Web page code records
----------------------------------------

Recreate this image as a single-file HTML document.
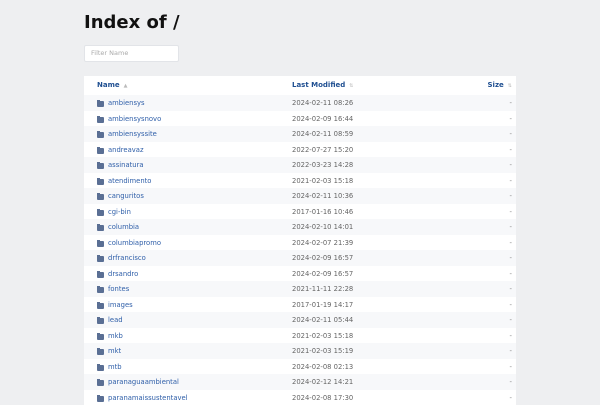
<!DOCTYPE html>
<html><head><meta charset="utf-8"><style>
body{margin:0;background:#eeeff1;font-family:"DejaVu Sans","Liberation Sans",sans-serif;width:600px;height:400px;overflow:hidden;position:relative}
h1{position:absolute;left:84px;top:12px;margin:0;font-size:18px;font-weight:bold;color:#111}
.f{position:absolute;left:84px;top:45px;width:95px;height:17px;background:#fff;border:1px solid #e2e4e8;box-sizing:border-box;border-radius:2px;font-size:6.5px;color:#aaa;line-height:15px;padding-left:6px}
.t{position:absolute;left:84px;top:76px;width:432px;background:#fff}
.h{height:19px;position:relative;font-size:7px;font-weight:bold;color:#1f4f91}
.h span{position:absolute;top:5px}
.r{height:15.5px;position:relative;font-size:6.8px}
.r:nth-child(even){background:#f7f8fa}
.r .n{position:absolute;left:24px;top:4px;color:#2e5ea8}
.r .d{position:absolute;left:208px;top:4px;color:#666}
.r .s{position:absolute;right:4px;top:4px;color:#888}
.r i{position:absolute;left:13px;top:6px;width:7px;height:6px;background:#5a6f94;border-radius:1px}
.r i:before{content:"";position:absolute;left:0;top:-1px;width:3px;height:2px;background:#5a6f94}
.ar{color:#bbb;font-weight:normal;font-size:5px}
</style></head><body>
<h1>Index of /</h1>
<div class="f">Filter Name</div>
<div class="t">
<div class="h"><span style="left:13px">Name <span class="ar" style="position:static">&nbsp;▲</span></span><span style="left:208px">Last Modified <span class="ar" style="position:static">&nbsp;⇅</span></span><span style="right:4px">Size <span class="ar" style="position:static">&nbsp;⇅</span></span></div>
<div class="r"><i></i><span class="n">ambiensys</span><span class="d">2024-02-11 08:26</span><span class="s">-</span></div>
<div class="r"><i></i><span class="n">ambiensysnovo</span><span class="d">2024-02-09 16:44</span><span class="s">-</span></div>
<div class="r"><i></i><span class="n">ambiensyssite</span><span class="d">2024-02-11 08:59</span><span class="s">-</span></div>
<div class="r"><i></i><span class="n">andreavaz</span><span class="d">2022-07-27 15:20</span><span class="s">-</span></div>
<div class="r"><i></i><span class="n">assinatura</span><span class="d">2022-03-23 14:28</span><span class="s">-</span></div>
<div class="r"><i></i><span class="n">atendimento</span><span class="d">2021-02-03 15:18</span><span class="s">-</span></div>
<div class="r"><i></i><span class="n">canguritos</span><span class="d">2024-02-11 10:36</span><span class="s">-</span></div>
<div class="r"><i></i><span class="n">cgi-bin</span><span class="d">2017-01-16 10:46</span><span class="s">-</span></div>
<div class="r"><i></i><span class="n">columbia</span><span class="d">2024-02-10 14:01</span><span class="s">-</span></div>
<div class="r"><i></i><span class="n">columbiapromo</span><span class="d">2024-02-07 21:39</span><span class="s">-</span></div>
<div class="r"><i></i><span class="n">drfrancisco</span><span class="d">2024-02-09 16:57</span><span class="s">-</span></div>
<div class="r"><i></i><span class="n">drsandro</span><span class="d">2024-02-09 16:57</span><span class="s">-</span></div>
<div class="r"><i></i><span class="n">fontes</span><span class="d">2021-11-11 22:28</span><span class="s">-</span></div>
<div class="r"><i></i><span class="n">images</span><span class="d">2017-01-19 14:17</span><span class="s">-</span></div>
<div class="r"><i></i><span class="n">lead</span><span class="d">2024-02-11 05:44</span><span class="s">-</span></div>
<div class="r"><i></i><span class="n">mkb</span><span class="d">2021-02-03 15:18</span><span class="s">-</span></div>
<div class="r"><i></i><span class="n">mkt</span><span class="d">2021-02-03 15:19</span><span class="s">-</span></div>
<div class="r"><i></i><span class="n">mtb</span><span class="d">2024-02-08 02:13</span><span class="s">-</span></div>
<div class="r"><i></i><span class="n">paranaguaambiental</span><span class="d">2024-02-12 14:21</span><span class="s">-</span></div>
<div class="r"><i></i><span class="n">paranamaissustentavel</span><span class="d">2024-02-08 17:30</span><span class="s">-</span></div>
</div>
</body></html>
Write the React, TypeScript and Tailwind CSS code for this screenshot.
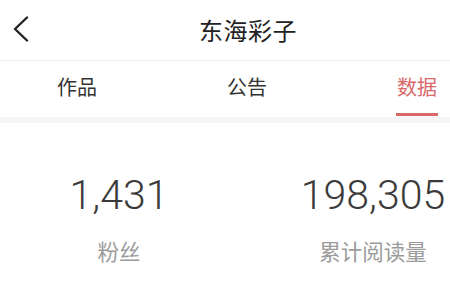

----------------------------------------

Transcribe the records verbatim and omit the images.

Recreate this image as a single-file HTML document.
<!DOCTYPE html>
<html><head><meta charset="utf-8"><style>
body{margin:0;background:#eeeff1;font-family:"DejaVu Sans","Liberation Sans",sans-serif;width:600px;height:400px;overflow:hidden;position:relative}
h1{position:absolute;left:84px;top:12px;margin:0;font-size:18px;font-weight:bold;color:#111}
.f{position:absolute;left:84px;top:45px;width:95px;height:17px;background:#fff;border:1px solid #e2e4e8;box-sizing:border-box;border-radius:2px;font-size:6.5px;color:#aaa;line-height:15px;padding-left:6px}
.t{position:absolute;left:84px;top:76px;width:432px;background:#fff}
.h{height:19px;position:relative;font-size:7px;font-weight:bold;color:#1f4f91}
.h span{position:absolute;top:5px}
.r{height:15.5px;position:relative;font-size:6.8px}
.r:nth-child(even){background:#f7f8fa}
.r .n{position:absolute;left:24px;top:4px;color:#2e5ea8}
.r .d{position:absolute;left:208px;top:4px;color:#666}
.r .s{position:absolute;right:4px;top:4px;color:#888}
.r i{position:absolute;left:13px;top:6px;width:7px;height:6px;background:#5a6f94;border-radius:1px}
.r i:before{content:"";position:absolute;left:0;top:-1px;width:3px;height:2px;background:#5a6f94}
.ar{color:#bbb;font-weight:normal;font-size:5px}
</style></head><body>
<h1>Index of /</h1>
<div class="f">Filter Name</div>
<div class="t">
<div class="h"><span style="left:13px">Name <span class="ar" style="position:static">&nbsp;▲</span></span><span style="left:208px">Last Modified <span class="ar" style="position:static">&nbsp;⇅</span></span><span style="right:4px">Size <span class="ar" style="position:static">&nbsp;⇅</span></span></div>
<div class="r"><i></i><span class="n">ambiensys</span><span class="d">2024-02-11 08:26</span><span class="s">-</span></div>
<div class="r"><i></i><span class="n">ambiensysnovo</span><span class="d">2024-02-09 16:44</span><span class="s">-</span></div>
<div class="r"><i></i><span class="n">ambiensyssite</span><span class="d">2024-02-11 08:59</span><span class="s">-</span></div>
<div class="r"><i></i><span class="n">andreavaz</span><span class="d">2022-07-27 15:20</span><span class="s">-</span></div>
<div class="r"><i></i><span class="n">assinatura</span><span class="d">2022-03-23 14:28</span><span class="s">-</span></div>
<div class="r"><i></i><span class="n">atendimento</span><span class="d">2021-02-03 15:18</span><span class="s">-</span></div>
<div class="r"><i></i><span class="n">canguritos</span><span class="d">2024-02-11 10:36</span><span class="s">-</span></div>
<div class="r"><i></i><span class="n">cgi-bin</span><span class="d">2017-01-16 10:46</span><span class="s">-</span></div>
<div class="r"><i></i><span class="n">columbia</span><span class="d">2024-02-10 14:01</span><span class="s">-</span></div>
<div class="r"><i></i><span class="n">columbiapromo</span><span class="d">2024-02-07 21:39</span><span class="s">-</span></div>
<div class="r"><i></i><span class="n">drfrancisco</span><span class="d">2024-02-09 16:57</span><span class="s">-</span></div>
<div class="r"><i></i><span class="n">drsandro</span><span class="d">2024-02-09 16:57</span><span class="s">-</span></div>
<div class="r"><i></i><span class="n">fontes</span><span class="d">2021-11-11 22:28</span><span class="s">-</span></div>
<div class="r"><i></i><span class="n">images</span><span class="d">2017-01-19 14:17</span><span class="s">-</span></div>
<div class="r"><i></i><span class="n">lead</span><span class="d">2024-02-11 05:44</span><span class="s">-</span></div>
<div class="r"><i></i><span class="n">mkb</span><span class="d">2021-02-03 15:18</span><span class="s">-</span></div>
<div class="r"><i></i><span class="n">mkt</span><span class="d">2021-02-03 15:19</span><span class="s">-</span></div>
<div class="r"><i></i><span class="n">mtb</span><span class="d">2024-02-08 02:13</span><span class="s">-</span></div>
<div class="r"><i></i><span class="n">paranaguaambiental</span><span class="d">2024-02-12 14:21</span><span class="s">-</span></div>
<div class="r"><i></i><span class="n">paranamaissustentavel</span><span class="d">2024-02-08 17:30</span><span class="s">-</span></div>
</div>
</body></html>
Write the React, TypeScript and Tailwind CSS code for this screenshot.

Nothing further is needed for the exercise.